Ok, then how about you consider the following:

* A man publishes a watchdog paper on corruption in the police department.

* He has inside sources in the police department that he has on file; sources whose lives are at risk if their identity is revealed.

The point is, we can both construct hypothetical situations in which this law can protect the just and villainous alike.

However, these made up occurrences only distract from the situation at hand, and do nothing to add or subtract from the argument.

My original point still stands: The police were breaking the rules set upon them in accordance with the penal code; thus, this break in and seizure was unlawful, and Gizmodo is well in their rights, whatever decision they make.

The point is, we can both construct hypothetical situations in which this law can protect the just and villainous alike.

Except for the fact that police, by themselves, can't just go search someone. They need a warrant signed off by a judge, which provides the necessary check against police carrying out a vendetta against someone.

The police were breaking the rules set upon them in accordance with the penal code

Again, this appears to be highly debatable. The law's purpose is to protect sources of stories, and interpretation of the law must be done in that context. EFF wants it interpreted to declare anyone/anything involved with journalism immune to law enforcement. The police, meanwhile, seem to be acting on the presumption that the law only forbids them pressuring for sources, not investigating crimes committed by people who, in addition to suspected criminals, also happen to be journalists.

> The law's purpose is to protect sources of stories, and interpretation of the law must be done in that context. EFF wants it interpreted to declare anyone/anything involved with journalism immune to law enforcement.

No they don't. They're saying use subpoenas, not search warrants to obtain the information so the publication can filter out all items not specific to the case at hand.

But turn the reasoning around and it seems just as bad... the police chief gets annoyed by a local paper or wants to know something about their informants. So the police act on an anonymous hot tip that the paper is hiding some money laundering and rifle through all the paper's records for anything they might want to use. The shield law wasn't made law for no reason. Lawmakers thought about it and made a trade off.
The "warrant" concept is existing legal machinery that provides the same protection from this hypothetical annoyed police chief, isn't it?

After all, the chief cannot write his own warrants. A judge must be involved, and there must be probable cause.

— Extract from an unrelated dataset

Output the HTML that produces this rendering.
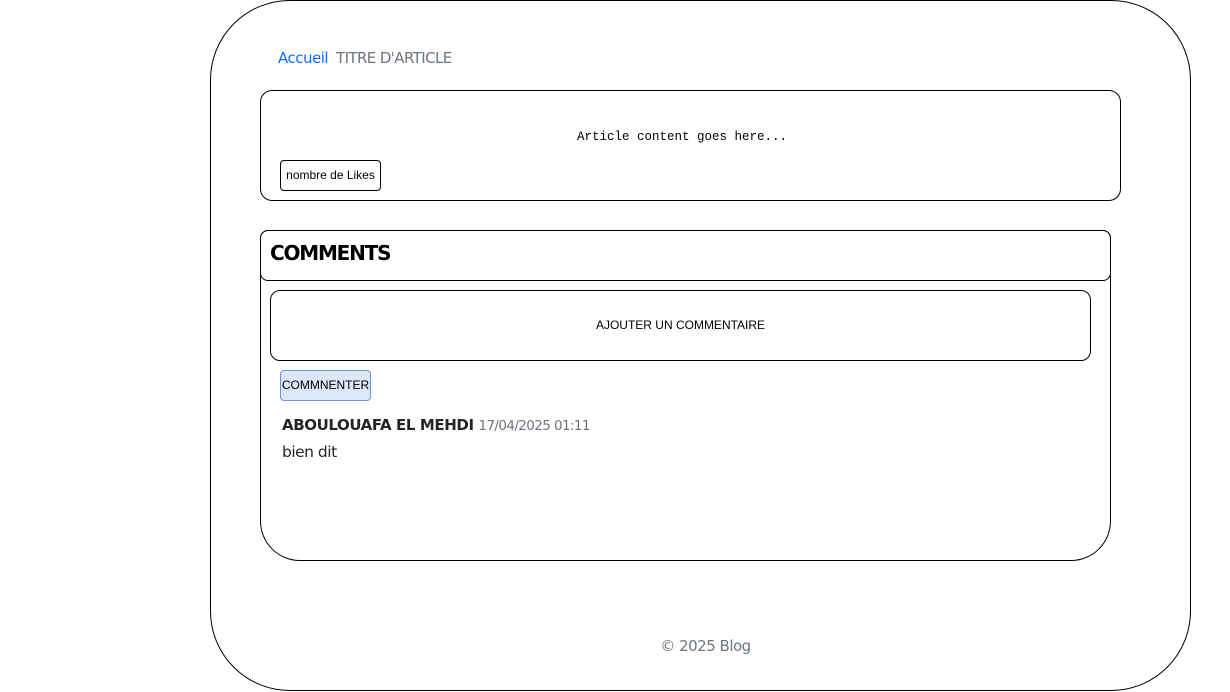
<!DOCTYPE html>
<html><head><style>
body{margin:0;width:1230px;height:692px;background:#fff;font-family:"Liberation Sans","DejaVu Sans",sans-serif;position:relative;overflow:hidden}
.a{position:absolute;box-sizing:border-box}
</style></head><body>
<div class="a" style="left:210px;top:0;width:981px;height:691px;border:1px solid #000;border-radius:80px"></div>
<div class="a" style="left:278px;top:49px;font-size:15px;color:#0d6efd;font-family:'DejaVu Sans',sans-serif;letter-spacing:-0.5px">Accueil</div>
<div class="a" style="left:336px;top:49px;font-size:15px;color:#6c757d;font-family:'DejaVu Sans',sans-serif;letter-spacing:-0.6px">TITRE D'ARTICLE</div>
<div class="a" style="left:260px;top:90px;width:861px;height:111px;border:1px solid #000;border-radius:12px"></div>
<div class="a" style="left:577px;top:130px;font-family:'Liberation Mono',monospace;font-size:12.5px">Article content goes here...</div>
<div class="a" style="left:280px;top:160px;width:101px;height:31px;border:1px solid #000;border-radius:4px;font-size:12px;line-height:29px;text-align:center">nombre de Likes</div>
<div class="a" style="left:260px;top:230px;width:851px;height:331px;border:1px solid #000;border-radius:8px 8px 40px 40px"></div>
<div class="a" style="left:260px;top:230px;width:851px;height:51px;border:1px solid #000;border-radius:8px"></div>
<div class="a" style="left:270px;top:241px;font-size:20px;font-weight:bold;font-family:'DejaVu Sans',sans-serif;letter-spacing:-1.2px">COMMENTS</div>
<div class="a" style="left:270px;top:290px;width:821px;height:71px;border:1px solid #000;border-radius:10px;font-size:12px;line-height:69px;text-align:center">AJOUTER UN COMMENTAIRE</div>
<div class="a" style="left:280px;top:370px;width:91px;height:31px;border:1px solid #6f95d1;background:#dce8f9;border-radius:4px;font-size:12px;line-height:29px;text-align:center">COMMNENTER</div>
<div class="a" style="left:282px;top:416px;font-size:15px;font-weight:bold;color:#212529;font-family:'DejaVu Sans',sans-serif;letter-spacing:-0.4px">ABOULOUAFA EL MEHDI <span style="font-weight:normal;font-size:13.5px;color:#6c757d;letter-spacing:-0.6px">17/04/2025 01:11</span></div>
<div class="a" style="left:282px;top:443px;font-size:15.5px;color:#212529;font-family:'DejaVu Sans',sans-serif;letter-spacing:-0.5px">bien dit</div>
<div class="a" style="left:210px;top:637px;width:991px;text-align:center;font-size:15px;color:#6c757d;font-family:'DejaVu Sans',sans-serif;letter-spacing:-0.5px">© 2025 Blog</div>
</body></html>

The definition of probable cause in the case of a search warrant is already pretty narrow: the chief would need to present the judge with information sufficient to warrant a prudent person's belief that evidence of a crime or contraband would be found in a search.

I'm sure that is all great comfort to those who have had their homes searched based on an anonymous tip that drugs were there. Finding friendly judges is a task that cops learn to do very well.

The legislators weighed this all out and made the shield law. You are second guessing them, which is fine, but second guessing doesn't change the actual law. It was made to protect journalism and with very good reason. And in this case it is very easy to see that the line drawn in the law may have been crossed.

You are mistaken that I am second-guessing them. While one could argue that the shield law provides "extra protection under the law" in violation of the 14th amendment to the constitution, this is not my opinion.

My opinion, rather, has to do with the distinction between the letter of the law and the spirit of the law. The spirit of the shield law is was never to allow a journalist to commit a felony and evade discovery. Rather, its spirit was to allow a journalist to protect sources who may have committed a crime.

(And, even then, shield laws won't protect a journalist from being jailed - despite a shield law - for contempt of court. Judith Miller, a NYT reporter, was jailed for 3 months for refusing to reveal, to the government probe, the source of the leak of Valerie Plame's identity.)

Admittedly, the current case is a mixture of the two, because it's possible that the source committed one felony, and some folks at Gizmodo committed another.

I'm not saying that the search warrant should have been allowed. I was just responding to the alarmism about the hypothetical police chief run amok.

So the police act on an anonymous hot tip

Not unless they can persuade a prosecution attorney, and the prosecution attorney can persuade a judge.

Rule of law means that one should change the law in order to insure that what your scenario doesn't happen, not simply act above it.
Why go to the effort of setting up a newspaper when you can set up a blog instead?